[BRIEF]:
Copy everything in the data below exactly except the pictures.

[MATERIAL]:
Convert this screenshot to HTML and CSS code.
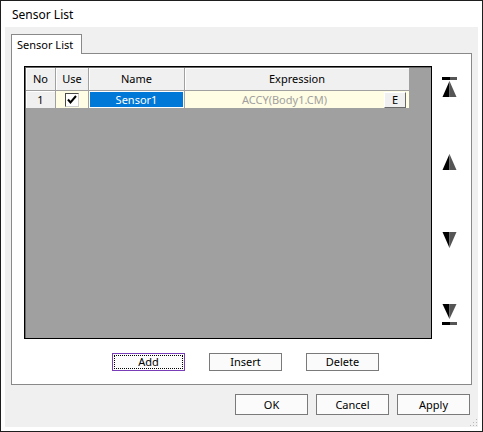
FILE: index.html
```html
<!DOCTYPE html>
<html lang="en">
  <head>
    <meta charset="UTF-8" />
    <title>Sensor List</title>
    <link rel="stylesheet" href="styles.css">
  </head>
  <body>
    <div class="window">
      <div class="titlebar">Sensor List</div>
      <div class="client">
        <div class="tabs">
          <div class="tab">Sensor List</div>
        </div>
        <div class="panel">
          <div class="panel-top">
            <div class="grid">
              <div class="grid-row header">
                <div class="cell col-no">No</div>
                <div class="cell col-use">Use</div>
                <div class="cell col-name">Name</div>
                <div class="cell col-expr">Expression</div>
              </div>
              <div class="grid-row">
                <div class="cell col-no rownum">1</div>
                <div class="cell col-use yellow">
                  <span class="check">
                    <svg width="12" height="12" viewBox="0 0 12 12">
                      <path d="M2 5.5 L4.5 8.5 L10 2" fill="none" stroke="#000" stroke-width="2"/>
                    </svg>
                  </span>
                </div>
                <div class="cell col-name selected"><span>Sensor1</span></div>
                <div class="cell col-expr yellow">
                  <span class="expr-text">ACCY(Body1.CM)</span>
                  <span class="ebtn">E</span>
                </div>
              </div>
            </div>
            <div class="arrows">
              <svg class="arrow first" width="17" height="22" viewBox="0 0 17 22">
                <rect x="1" y="1" width="8" height="3" fill="#000"/>
                <rect x="9" y="1" width="7" height="3" fill="#555"/>
                <polygon points="8.5,5 1.5,21 8.5,21" fill="#000"/>
                <polygon points="8.5,5 15.5,21 8.5,21" fill="#555"/>
              </svg>
              <svg class="arrow up" width="17" height="16" viewBox="0 0 17 16">
                <polygon points="8.5,0 1.5,16 8.5,16" fill="#000"/>
                <polygon points="8.5,0 15.5,16 8.5,16" fill="#555"/>
              </svg>
              <svg class="arrow down" width="17" height="16" viewBox="0 0 17 16">
                <polygon points="1.5,0 8.5,0 8.5,16" fill="#000"/>
                <polygon points="8.5,0 15.5,0 8.5,16" fill="#555"/>
              </svg>
              <svg class="arrow last" width="17" height="22" viewBox="0 0 17 22">
                <polygon points="1.5,0 8.5,0 8.5,15" fill="#000"/>
                <polygon points="8.5,0 15.5,0 8.5,15" fill="#555"/>
                <rect x="1" y="18" width="8" height="3" fill="#000"/>
                <rect x="9" y="18" width="7" height="3" fill="#555"/>
              </svg>
            </div>
          </div>
          <div class="actions">
            <button class="btn small focused"><span>Add</span></button>
            <button class="btn small">Insert</button>
            <button class="btn small">Delete</button>
          </div>
        </div>
        <div class="footer">
          <button class="btn">OK</button>
          <button class="btn">Cancel</button>
          <button class="btn">Apply</button>
        </div>
        <svg class="grip" width="9" height="9" viewBox="0 0 9 9">
          <rect x="7" y="1" width="1" height="1" fill="#b8b8b8"/>
          <rect x="4" y="4" width="1" height="1" fill="#b8b8b8"/>
          <rect x="7" y="4" width="1" height="1" fill="#b8b8b8"/>
          <rect x="1" y="7" width="1" height="1" fill="#b8b8b8"/>
          <rect x="4" y="7" width="1" height="1" fill="#b8b8b8"/>
          <rect x="7" y="7" width="1" height="1" fill="#b8b8b8"/>
        </svg>
      </div>
    </div>
  </body>
</html>
```

FILE: styles.css
```css
* {
  box-sizing: border-box;
}
body {
  margin: 0;
  font-family: "Noto Sans", "Liberation Sans", sans-serif;
  font-size: 11px;
  color: #000;
  background-color: #fff;
}
.window {
  width: 483px;
  height: 432px;
  border: 1px solid #1e1e1e;
  background-color: #fff;
  display: flex;
  flex-direction: column;
}
.titlebar {
  height: 26px;
  padding-left: 11px;
  line-height: 28px;
  font-size: 12px;
}
.client {
  position: relative;
  flex: 1;
  margin: 0 4px 4px 4px;
  background-color: #f0f0f0;
  padding: 7px 0 0 6px;
}
.tabs {
  display: flex;
}
.tab {
  position: relative;
  z-index: 1;
  width: 71px;
  height: 20px;
  margin-bottom: -1px;
  border: 1px solid #898989;
  border-bottom: none;
  background-color: #fff;
  padding-left: 5px;
  line-height: 19px;
}
.panel {
  width: 461px;
  height: 332px;
  border: 1px solid #898989;
  background-color: #fff;
  padding: 12px 0 0 12px;
}
.panel-top {
  display: flex;
  gap: 9px;
}
.grid {
  width: 408px;
  height: 273px;
  border: 1px solid #000;
  background-color: #a0a0a0;
  padding: 1px 0 0 1px;
  box-shadow: inset 1px 1px 0 #696969;
}
.grid-row {
  display: flex;
}
.cell {
  height: 18px;
  border-right: 1px solid #a0a0a0;
  border-bottom: 1px solid #a0a0a0;
  display: flex;
  align-items: center;
  justify-content: center;
  line-height: 16px;
}
.header .cell {
  height: 23px;
  background-color: #f0f0f0;
  box-shadow: inset 1px 1px 0 #fff;
}
.col-no {
  width: 30px;
}
.col-use {
  width: 33px;
}
.col-name {
  width: 96px;
}
.col-expr {
  width: 225px;
}
.rownum {
  background-color: #f0f0f0;
  box-shadow: inset 1px 1px 0 #fff;
}
.yellow {
  background-color: #fffde3;
}
.check {
  display: flex;
  width: 14px;
  height: 14px;
  background-color: #fff;
  border: 1px solid #4a4a4a;
  border-right-color: #d0d0d0;
  border-bottom-color: #d0d0d0;
}
.selected {
  padding: 1px;
  background-color: #fff;
}
.selected span {
  width: 100%;
  height: 100%;
  background-color: #0078d7;
  color: #fff;
  text-align: center;
  line-height: 16px;
}
.col-expr.yellow {
  justify-content: space-between;
  padding-right: 3px;
}
.expr-text {
  flex: 1;
  text-align: center;
  color: #a0a0a0;
}
.ebtn {
  width: 22px;
  height: 16px;
  background-color: #f0f0f0;
  border: 1px solid #fff;
  border-right-color: #696969;
  border-bottom-color: #696969;
  text-align: center;
  line-height: 14px;
}
.arrows {
  display: flex;
  flex-direction: column;
  width: 17px;
}
.arrow.first {
  margin-top: 10px;
}
.arrow.up {
  margin-top: 56px;
}
.arrow.down {
  margin-top: 62px;
}
.arrow.last {
  margin-top: 56px;
}
.actions {
  display: flex;
  gap: 24px;
  margin-top: 14px;
  padding-left: 88px;
}
.btn {
  width: 73px;
  height: 21px;
  padding: 0;
  border: 1px solid #7a7a7a;
  background-color: #fbfbfb;
  font-family: inherit;
  font-size: 11px;
  color: #000;
}
.btn.small {
  height: 18px;
  line-height: 14px;
}
.btn.focused {
  border-color: #7a3db8;
  padding: 1px;
}
.btn.focused span {
  display: block;
  height: 100%;
  border: 1px dotted #000;
  line-height: 12px;
}
.footer {
  display: flex;
  justify-content: flex-end;
  gap: 8px;
  margin-top: 9px;
  padding-right: 8px;
}
.grip {
  position: absolute;
  right: 0;
  bottom: 0;
}
```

[SOLUTION TO THIS PROBLEM]:
Convert this screenshot to HTML and CSS code.
FILE: index.html
```html
<!DOCTYPE html>
<html lang="en">
  <head>
    <meta charset="UTF-8" />
    <title>Sensor List</title>
    <link rel="stylesheet" href="styles.css">
  </head>
  <body>
    <div class="window">
      <div class="titlebar">Sensor List</div>
      <div class="client">
        <div class="tabs">
          <div class="tab">Sensor List</div>
        </div>
        <div class="panel">
          <div class="panel-top">
            <div class="grid">
              <div class="grid-row header">
                <div class="cell col-no">No</div>
                <div class="cell col-use">Use</div>
                <div class="cell col-name">Name</div>
                <div class="cell col-expr">Expression</div>
              </div>
              <div class="grid-row">
                <div class="cell col-no rownum">1</div>
                <div class="cell col-use yellow">
                  <span class="check">
                    <svg width="12" height="12" viewBox="0 0 12 12">
                      <path d="M2 5.5 L4.5 8.5 L10 2" fill="none" stroke="#000" stroke-width="2"/>
                    </svg>
                  </span>
                </div>
                <div class="cell col-name selected"><span>Sensor1</span></div>
                <div class="cell col-expr yellow">
                  <span class="expr-text">ACCY(Body1.CM)</span>
                  <span class="ebtn">E</span>
                </div>
              </div>
            </div>
            <div class="arrows">
              <svg class="arrow first" width="17" height="22" viewBox="0 0 17 22">
                <rect x="1" y="1" width="8" height="3" fill="#000"/>
                <rect x="9" y="1" width="7" height="3" fill="#555"/>
                <polygon points="8.5,5 1.5,21 8.5,21" fill="#000"/>
                <polygon points="8.5,5 15.5,21 8.5,21" fill="#555"/>
              </svg>
              <svg class="arrow up" width="17" height="16" viewBox="0 0 17 16">
                <polygon points="8.5,0 1.5,16 8.5,16" fill="#000"/>
                <polygon points="8.5,0 15.5,16 8.5,16" fill="#555"/>
              </svg>
              <svg class="arrow down" width="17" height="16" viewBox="0 0 17 16">
                <polygon points="1.5,0 8.5,0 8.5,16" fill="#000"/>
                <polygon points="8.5,0 15.5,0 8.5,16" fill="#555"/>
              </svg>
              <svg class="arrow last" width="17" height="22" viewBox="0 0 17 22">
                <polygon points="1.5,0 8.5,0 8.5,15" fill="#000"/>
                <polygon points="8.5,0 15.5,0 8.5,15" fill="#555"/>
                <rect x="1" y="18" width="8" height="3" fill="#000"/>
                <rect x="9" y="18" width="7" height="3" fill="#555"/>
              </svg>
            </div>
          </div>
          <div class="actions">
            <button class="btn small focused"><span>Add</span></button>
            <button class="btn small">Insert</button>
            <button class="btn small">Delete</button>
          </div>
        </div>
        <div class="footer">
          <button class="btn">OK</button>
          <button class="btn">Cancel</button>
          <button class="btn">Apply</button>
        </div>
        <svg class="grip" width="9" height="9" viewBox="0 0 9 9">
          <rect x="7" y="1" width="1" height="1" fill="#b8b8b8"/>
          <rect x="4" y="4" width="1" height="1" fill="#b8b8b8"/>
          <rect x="7" y="4" width="1" height="1" fill="#b8b8b8"/>
          <rect x="1" y="7" width="1" height="1" fill="#b8b8b8"/>
          <rect x="4" y="7" width="1" height="1" fill="#b8b8b8"/>
          <rect x="7" y="7" width="1" height="1" fill="#b8b8b8"/>
        </svg>
      </div>
    </div>
  </body>
</html>
```

FILE: styles.css
```css
* {
  box-sizing: border-box;
}
body {
  margin: 0;
  font-family: "Noto Sans", "Liberation Sans", sans-serif;
  font-size: 11px;
  color: #000;
  background-color: #fff;
}
.window {
  width: 483px;
  height: 432px;
  border: 1px solid #1e1e1e;
  background-color: #fff;
  display: flex;
  flex-direction: column;
}
.titlebar {
  height: 26px;
  padding-left: 11px;
  line-height: 28px;
  font-size: 12px;
}
.client {
  position: relative;
  flex: 1;
  margin: 0 4px 4px 4px;
  background-color: #f0f0f0;
  padding: 7px 0 0 6px;
}
.tabs {
  display: flex;
}
.tab {
  position: relative;
  z-index: 1;
  width: 71px;
  height: 20px;
  margin-bottom: -1px;
  border: 1px solid #898989;
  border-bottom: none;
  background-color: #fff;
  padding-left: 5px;
  line-height: 19px;
}
.panel {
  width: 461px;
  height: 332px;
  border: 1px solid #898989;
  background-color: #fff;
  padding: 12px 0 0 12px;
}
.panel-top {
  display: flex;
  gap: 9px;
}
.grid {
  width: 408px;
  height: 273px;
  border: 1px solid #000;
  background-color: #a0a0a0;
  padding: 1px 0 0 1px;
  box-shadow: inset 1px 1px 0 #696969;
}
.grid-row {
  display: flex;
}
.cell {
  height: 18px;
  border-right: 1px solid #a0a0a0;
  border-bottom: 1px solid #a0a0a0;
  display: flex;
  align-items: center;
  justify-content: center;
  line-height: 16px;
}
.header .cell {
  height: 23px;
  background-color: #f0f0f0;
  box-shadow: inset 1px 1px 0 #fff;
}
.col-no {
  width: 30px;
}
.col-use {
  width: 33px;
}
.col-name {
  width: 96px;
}
.col-expr {
  width: 225px;
}
.rownum {
  background-color: #f0f0f0;
  box-shadow: inset 1px 1px 0 #fff;
}
.yellow {
  background-color: #fffde3;
}
.check {
  display: flex;
  width: 14px;
  height: 14px;
  background-color: #fff;
  border: 1px solid #4a4a4a;
  border-right-color: #d0d0d0;
  border-bottom-color: #d0d0d0;
}
.selected {
  padding: 1px;
  background-color: #fff;
}
.selected span {
  width: 100%;
  height: 100%;
  background-color: #0078d7;
  color: #fff;
  text-align: center;
  line-height: 16px;
}
.col-expr.yellow {
  justify-content: space-between;
  padding-right: 3px;
}
.expr-text {
  flex: 1;
  text-align: center;
  color: #a0a0a0;
}
.ebtn {
  width: 22px;
  height: 16px;
  background-color: #f0f0f0;
  border: 1px solid #fff;
  border-right-color: #696969;
  border-bottom-color: #696969;
  text-align: center;
  line-height: 14px;
}
.arrows {
  display: flex;
  flex-direction: column;
  width: 17px;
}
.arrow.first {
  margin-top: 10px;
}
.arrow.up {
  margin-top: 56px;
}
.arrow.down {
  margin-top: 62px;
}
.arrow.last {
  margin-top: 56px;
}
.actions {
  display: flex;
  gap: 24px;
  margin-top: 14px;
  padding-left: 88px;
}
.btn {
  width: 73px;
  height: 21px;
  padding: 0;
  border: 1px solid #7a7a7a;
  background-color: #fbfbfb;
  font-family: inherit;
  font-size: 11px;
  color: #000;
}
.btn.small {
  height: 18px;
  line-height: 14px;
}
.btn.focused {
  border-color: #7a3db8;
  padding: 1px;
}
.btn.focused span {
  display: block;
  height: 100%;
  border: 1px dotted #000;
  line-height: 12px;
}
.footer {
  display: flex;
  justify-content: flex-end;
  gap: 8px;
  margin-top: 9px;
  padding-right: 8px;
}
.grip {
  position: absolute;
  right: 0;
  bottom: 0;
}
```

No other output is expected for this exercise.